Archive for October, 2012

Episode: Reminder—Episode 31

Ignorance Is Bliss…Until You Get Diabetes


Organic produce isn’t really organic. Italian olive oil is neither Italian nor made from olives. Radiation from Fukushima has f*ed up Wild Alaskan salmon. Water is already smart, but not if they frak it up.

Nobody understands better than I do that, when it comes to food, ignorance is bliss. Just one little thing: it’s only blissful until you get diabetes. Then it’s needle time, not to mention becoming the wrong kind of statistic, if you know what I mean.
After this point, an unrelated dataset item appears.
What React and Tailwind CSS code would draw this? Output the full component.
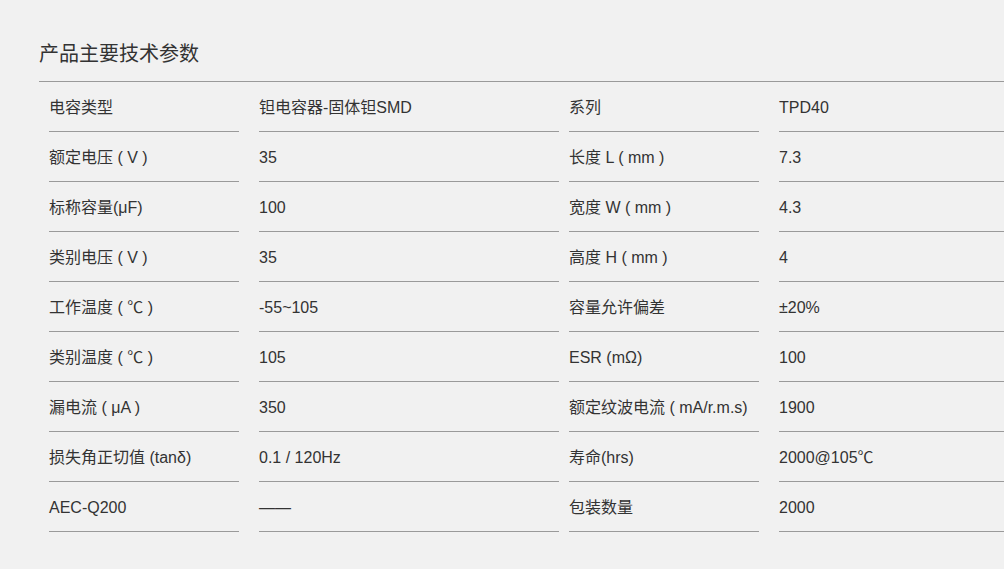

So in tonight’s refresher course – Ignorance Is Bliss…Until You Get Diabetes – I get real again about the fact that getting real about food is not blissful; how living in a world where you just choose between the red and purple zero-calorie sports drink; the veggie puffs and the protein bar; or the salmon and the tuna feels blissful…until you get cancer, mercury poisoning, heart disease and/or diabetes; how opening up the menu and having to choose between the industrially raised corn-fed steak full of hormones and the industrially raised corn-fed chicken full of hormones can cause food-paralysis and First World eating disorders like Orthorexia (or fear of eating non-healthy foods), when the reality is that people in sub-Saharan Africa aren’t tortured over the fact that the grain of rice that just came off the U.N. plane has a big carbon footprint and is covered in pesticide residue; and how to accept the cold-hard realities of no longer being ignorant, which is to realize that at least you’re thin and can feel superior to people who don’t know any better.

And if you’ve learned anything from listening to Let’s Get Real, it’s that the only thing that tastes better than being thin is feeling superior to people who don’t know any better. Knowing too much about food takes care of both! So tune in!

Episode: 46

If Diets Worked Kirstie Alley Would Stay Thin


In tonight’s episode – If Diets Worked Kirstie Alley Would Stay Thin – Chef Wides gets real with special guest Kristin Wartman about foodiness diets; how foodiness is what is making us fat (and stupid) in the first place, and products like Isagenix, Nutrisystem and Sensa are just foodiness solutions to foodiness-made problems; how, with ingredients like artificial sweeteners, yellow #5, stimulants and polysorbate 80, foodiness diets are about as real (and good for your health) as Nicole Richie’s reality show about her QVC fashion line; how, if they worked, celebrity endorsers like Kristie Allie and Jessica Simpson would stay thin; and how if we just ate real food we’d lose weight…and probably be smart enough to realize we shouldn’t be listening to Jessica Simpson.

Episode: 45

Coffee Aroma From the Can Is As Natural As New-Car Smell


In tonight’s episode – Coffee Aroma From the Can Is As Natural As New-Car Smell – I get real about foodiness illusions; how the aroma of OJ in your OJ is an injected OJ fragrance, the scent of coffee out of the can comes from a coffee-smell spray, and your hamburger was gassed to look red, so you can’t even trust your senses when it comes to foodiness; how the food technologists behind these illusions are about as trustworthy and truthful as scientologists, and you have to drink the Kool-Aid to be either; and how you can trust real food – that is, as long as it hasn’t been f*ed with, but since it’s all been f*ed with, you’re going to have to grow your own, or not eat anything…but at least you’ll be thin. And not a chump.